## [Short problem]
Pick out each line of the records in which the word "components" appears.

## [Data section]
+++
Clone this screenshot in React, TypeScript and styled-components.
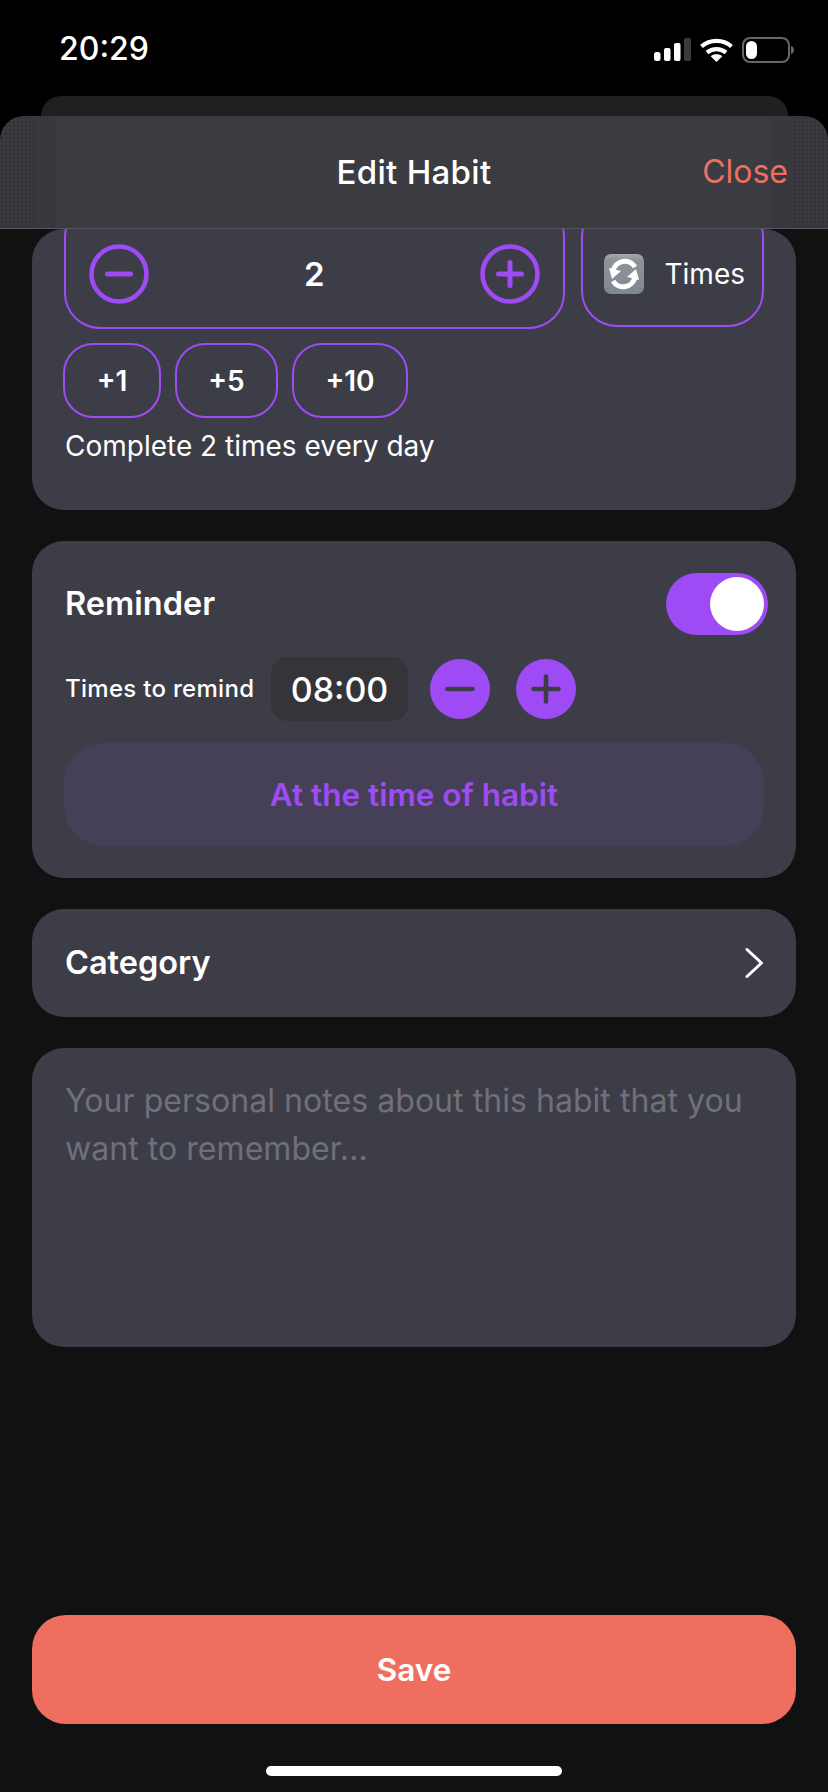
import React from "react";
import styled, { createGlobalStyle } from "styled-components";

const GlobalStyle = createGlobalStyle`
  html, body { margin: 0; padding: 0; background: #000; }
  body { font-family: Inter, "Liberation Sans", sans-serif; -webkit-font-smoothing: antialiased; }
  * { box-sizing: border-box; }
`;

const PURPLE = "#9f4bf5";
const CARD = "#3d3d47";
const CORAL = "#ee6f60";

const Screen = styled.div`
  width: 828px; height: 1792px; background: #000; display: flex; flex-direction: column; overflow: hidden;
`;
const StatusBar = styled.div`
  height: 96px; flex: none; padding: 27px 34px 0 59px; display: flex; justify-content: space-between; align-items: flex-start;
`;
const Clock = styled.div`
  color: #fff; font-size: 32px; font-weight: 500; line-height: 44px;
`;
const StatusIcons = styled.div`
  display: flex; align-items: center; gap: 9px; margin-top: 10px;
`;
const BackSheet = styled.div`
  height: 20px; flex: none; margin: 0 40px 0 41px; background: #202020; border-radius: 20px 20px 0 0;
`;
const Header = styled.header`
  height: 113px; flex: none; position: relative; z-index: 2; border-radius: 24px 24px 0 0; overflow: hidden;
  background: linear-gradient(90deg, #3a3a40 0, #38383e 35px, #37383e 53px, #3b3b42 60px, #3b3b42 768px, #37383e 775px, #38383e 793px, #3a3a40 100%);
  border-bottom: 1px solid #55555b; display: flex; align-items: center; justify-content: center;
  &::before, &::after {
    content: ""; position: absolute; top: 0; bottom: 0; width: 35px;
    background-image: radial-gradient(circle, #303035 0.7px, transparent 1px);
    background-size: 4px 4px;
  }
  &::before { left: 0; }
  &::after { right: 0; }
`;
const Title = styled.h1`
  margin: 0; color: #fff; font-size: 33px; font-weight: 500; line-height: 40px; letter-spacing: 0.3px;
`;
const CloseLink = styled.span`
  position: absolute; right: 40px; top: 36px; color: ${CORAL}; font-size: 32px; line-height: 40px;
`;
const Body = styled.main`
  flex: 1; min-height: 0; background: #111; padding: 0 32px; display: flex; flex-direction: column; gap: 31px; overflow: hidden;
`;
const Card = styled.section`
  background: ${CARD}; border-radius: 32px; flex: none;
`;
const RepeatCard = styled(Card)`
  height: 281px; padding: 0 32px; display: flex; flex-direction: column;
`;
const StepRow = styled.div`
  display: flex; gap: 16px; align-items: flex-start; margin-top: -28px;
`;
const Stepper = styled.div`
  width: 502px; height: 128px; border: 2px solid ${PURPLE}; border-radius: 36px; display: flex; align-items: flex-end;
  justify-content: space-between; padding: 0 23px 23px 23px;
`;
const StepValue = styled.span`
  color: #fff; font-size: 33px; font-weight: 600; line-height: 60px;
`;
const UnitBox = styled.div`
  width: 184px; height: 126px; border: 2px solid ${PURPLE}; border-radius: 36px; display: flex; align-items: flex-end;
  padding: 0 0 31px 21px; gap: 21px;
`;
const UnitLabel = styled.span`
  color: #fff; font-size: 28px; line-height: 40px;
`;
const Chips = styled.div`
  display: flex; gap: 14px; margin: 14px 0 0 -1px;
`;
const Chip = styled.button<{ $w: number }>`
  width: ${(p) => p.$w}px; height: 75px; background: none; border: 2px solid ${PURPLE}; border-radius: 30px; color: #fff;
  font: 600 28px Inter, sans-serif; padding: 0;
`;
const Hint = styled.p`
  margin: 8px 0 0 1px; color: #fff; font-size: 28px; line-height: 40px;
`;
const ReminderCard = styled(Card)`
  height: 337px; padding: 0 32px; display: flex; flex-direction: column;
`;
const ReminderHead = styled.div`
  height: 125px; flex: none; display: flex; justify-content: space-between; align-items: center; padding: 0 0 0 1px;
  margin-right: -4px;
`;
const CardTitle = styled.h2`
  margin: 0; color: #fff; font-size: 32.5px; font-weight: 600; line-height: 40px;
`;
const Toggle = styled.div`
  width: 102px; height: 62px; border-radius: 31px; background: ${PURPLE}; display: flex; align-items: center; justify-content: flex-end; padding-right: 4px;
`;
const Knob = styled.div`
  width: 54px; height: 54px; border-radius: 50%; background: #fff;
`;
const TimeRow = styled.div`
  display: flex; align-items: center; height: 66px; flex: none; margin-top: -10px;
`;
const TimeLabel = styled.span`
  color: #fff; font-size: 24px; font-weight: 500; line-height: 32px; width: 207px; padding-left: 1px; letter-spacing: 0.3px;
`;
const TimeBox = styled.div`
  width: 137px; height: 64px; border-radius: 16px; background: #353539; color: #fff; font-size: 34px; font-weight: 500;
  display: flex; align-items: center; justify-content: center;
`;
const RoundButtons = styled.div`
  display: flex; gap: 26px; margin-left: 22px;
`;
const RoundButton = styled.div`
  width: 60px; height: 60px; border-radius: 50%; background: ${PURPLE}; display: flex; align-items: center; justify-content: center;
`;
const WideButton = styled.button`
  margin-top: 21px; height: 103px; flex: none; width: 100%; border: none; border-radius: 40px; background: #463f58; color: ${PURPLE};
  font: 600 31.5px Inter, sans-serif;
`;
const CategoryCard = styled(Card)`
  height: 108px; padding: 0 31px 0 33px; display: flex; align-items: center; justify-content: space-between;
`;
const NotesCard = styled(Card)`
  height: 299px; padding: 29px 33px; color: #70707a; font-size: 32px; line-height: 48px; letter-spacing: 0.05px;
`;
const SaveBar = styled.div`
  flex: none; background: #111; padding: 0 32px; height: 177px;
`;
const SaveButton = styled.button`
  width: 100%; height: 109px; border: none; border-radius: 34px; background: ${CORAL}; color: #fff; font: 600 31.5px Inter, sans-serif;
`;
const HomeBar = styled.div`
  width: 296px; height: 10px; border-radius: 5px; background: #fff; margin: 42px auto 0;
`;

const RingIcon = ({ plus }: { plus?: boolean }) => (
  <svg width="60" height="60" viewBox="0 0 60 60" fill="none" stroke={PURPLE} strokeLinecap="round">
    <circle cx="30" cy="30" r="27.5" strokeWidth="4.6" />
    <path d={plus ? "M18.500 30h23M30 18.500v23" : "M18.500 30h23"} strokeWidth="5" />
  </svg>
);
const SolidIcon = ({ plus }: { plus?: boolean }) => (
  <svg width="30" height="30" viewBox="0 0 30 30" fill="none" stroke="#3d3d47" strokeWidth="4.6" strokeLinecap="round">
    <path d={plus ? "M2.500 15h25M15 2.500v25" : "M2.500 15h25"} />
  </svg>
);
const SyncEmoji = () => (
  <svg width="40" height="40" viewBox="0 0 40 40">
    <defs>
      <linearGradient id="syncBg" x1="0" y1="0" x2="0" y2="1">
        <stop offset="0" stopColor="#a9a9ac" />
        <stop offset="0.14" stopColor="#8f949b" />
        <stop offset="1" stopColor="#7e8792" />
      </linearGradient>
    </defs>
    <rect width="40" height="40" rx="7" fill="url(#syncBg)" />
    <path d="M9 17a12 12 0 0 1 22-4" fill="none" stroke="#fff" strokeWidth="5" />
    <path d="M31 23a12 12 0 0 1-22 4" fill="none" stroke="#fff" strokeWidth="5" />
    <path d="M5 14l12 3-9 8z" fill="#fff" />
    <path d="M35 26l-12-3 9-8z" fill="#fff" />
  </svg>
);
const Chevron = () => (
  <svg width="20" height="32" viewBox="0 0 20 32" fill="none" stroke="#fff" strokeWidth="3" strokeLinecap="round" strokeLinejoin="round">
    <path d="M2 2.500l14.500 13.500L2 29.500" />
  </svg>
);
const SignalIcon = () => (
  <svg width="37" height="24" viewBox="0 0 37 24" fill="#fff">
    <rect x="0" y="14" width="6.500" height="9" rx="2.500" />
    <rect x="10" y="10" width="6.500" height="13" rx="2" />
    <rect x="20" y="5" width="6.500" height="18" rx="2" />
    <rect x="30" y="0" width="7" height="23" rx="2" fill="#3a3a3c" />
  </svg>
);
const WifiIcon = () => (
  <svg width="33" height="24" viewBox="0 0 33 24" fill="none" stroke="#fff" strokeWidth="4.2">
    <path d="M1.500 8.500C10 1 23 1 31.500 8.500" />
    <path d="M7 14.500c5.500-4.500 13.500-4.500 19 0" />
    <path d="M16.500 24l-5.800-5.800c3.200-2.600 8.400-2.600 11.600 0z" fill="#fff" stroke="none" />
  </svg>
);
const BatteryIcon = () => (
  <svg width="52" height="26" viewBox="0 0 52 26" fill="none">
    <rect x="1" y="1" width="46" height="24" rx="7" stroke="#66666b" strokeWidth="2" />
    <rect x="4" y="4" width="11" height="18" rx="5.500" fill="#fff" />
    <path d="M49 9c2 .5 3 2 3 4s-1 3.500-3 4z" fill="#66666b" />
  </svg>
);

export default function App() {
  return (
    <Screen>
      <GlobalStyle />
      <StatusBar>
        <Clock>20:29</Clock>
        <StatusIcons>
          <SignalIcon />
          <WifiIcon />
          <BatteryIcon />
        </StatusIcons>
      </StatusBar>
      <BackSheet />
      <Header>
        <Title>Edit Habit</Title>
        <CloseLink>Close</CloseLink>
      </Header>
      <Body>
        <RepeatCard>
          <StepRow>
            <Stepper>
              <RingIcon />
              <StepValue>2</StepValue>
              <RingIcon plus />
            </Stepper>
            <UnitBox>
              <SyncEmoji />
              <UnitLabel>Times</UnitLabel>
            </UnitBox>
          </StepRow>
          <Chips>
            <Chip $w={98}>+1</Chip>
            <Chip $w={103}>+5</Chip>
            <Chip $w={116}>+10</Chip>
          </Chips>
          <Hint>Complete 2 times every day</Hint>
        </RepeatCard>
        <ReminderCard>
          <ReminderHead>
            <CardTitle>Reminder</CardTitle>
            <Toggle><Knob /></Toggle>
          </ReminderHead>
          <TimeRow>
            <TimeLabel>Times to remind</TimeLabel>
            <TimeBox>08:00</TimeBox>
            <RoundButtons>
              <RoundButton><SolidIcon /></RoundButton>
              <RoundButton><SolidIcon plus /></RoundButton>
            </RoundButtons>
          </TimeRow>
          <WideButton>At the time of habit</WideButton>
        </ReminderCard>
        <CategoryCard>
          <CardTitle>Category</CardTitle>
          <Chevron />
        </CategoryCard>
        <NotesCard>Your personal notes about this habit that you want to remember...</NotesCard>
      </Body>
      <SaveBar>
        <SaveButton>Save</SaveButton>
        <HomeBar />
      </SaveBar>
    </Screen>
  );
}
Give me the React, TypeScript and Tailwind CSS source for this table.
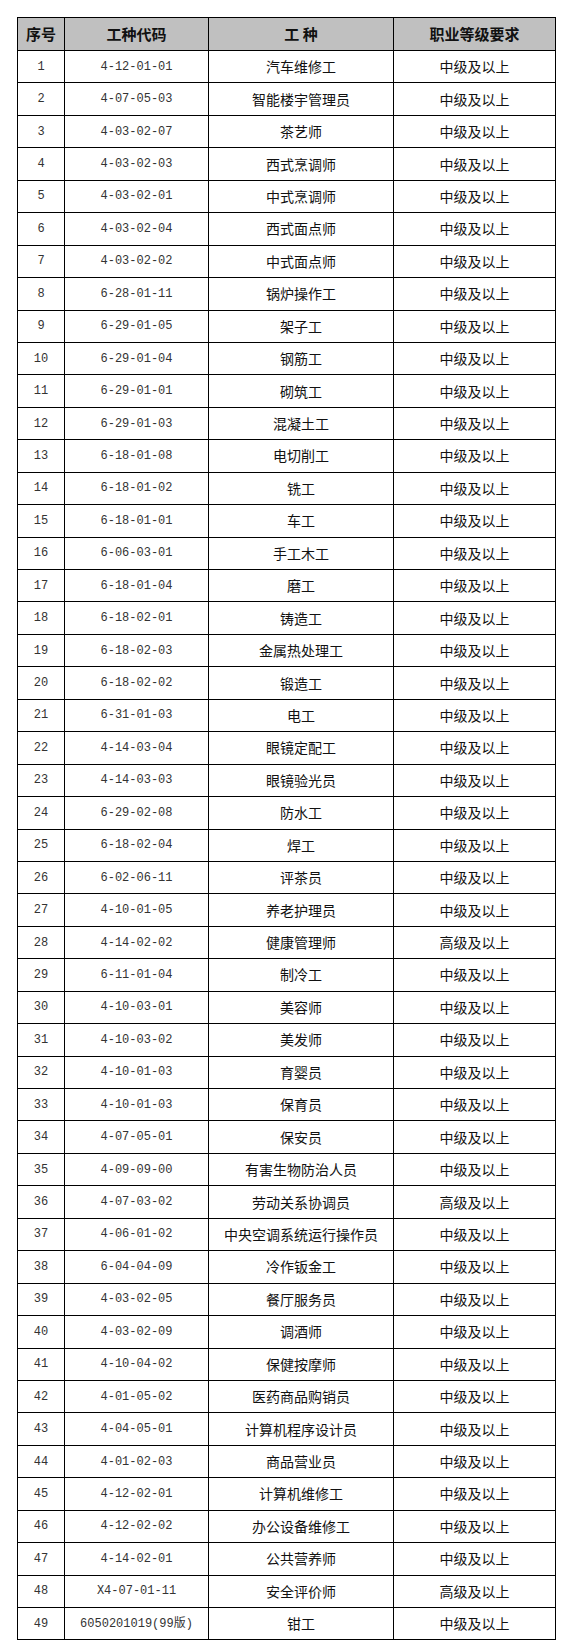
+++
## [Worked answer]
Clone this screenshot in React, TypeScript and styled-components.
import styled, { createGlobalStyle } from "styled-components";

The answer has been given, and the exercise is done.